EV Battery Longevity Optimisation
Finding and prioritizing next-generation Battery Management System (BMS) hardware-software stacks to extend EV pack life by ≥20% within tight cost and safety constraints.
Client
Global EV Manufacturer
Objective
Extend Pack Life by ≥20%
Timeline
10-Week Sprint
Key Focus
ASIL-C Compliance & Cost
The Challenge: Managing Degradation in the Real World
Traction-battery packs account for up to 40% of an EV’s cost, making their longevity critical to resale value and warranty exposure.

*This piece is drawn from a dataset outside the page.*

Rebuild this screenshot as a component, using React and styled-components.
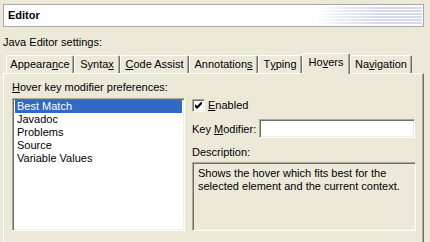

While "adaptive" BMS algorithms that dynamically tune battery parameters are emerging, they must overcome three significant real-world challenges to be effective and certifiable.
Our Approach: A 5-Phase Sprint from Scan to Solution
Our 10-week sprint was designed to rapidly move from a broad landscape scan to a prioritized list of pilot-ready solutions, incorporating techno-economic modeling and hardware-in-the-loop (HIL) testing to validate performance and safety.
- Phase 1: Landscape Scan (Weeks 1-2): Catalogued 60 sensor-algorithm platforms.
- Phase 2: Data & Bench Analysis (Weeks 3-4): Benchmarked SoH-prediction errors of candidate models.
- Phase 3: Techno-Economic & Safety Modelling (Weeks 5-6): Simulated pack life over 12 real-world duty profiles.
- Phase 4: Prototype Scoring (HIL) (Weeks 7-8): Ran hardware-in-the-loop tests for top six finalists.
- Phase 5: Prioritisation & Roadmap (Weeks 9-10): Delivered top-five ranked solutions with an 18-month integration timeline.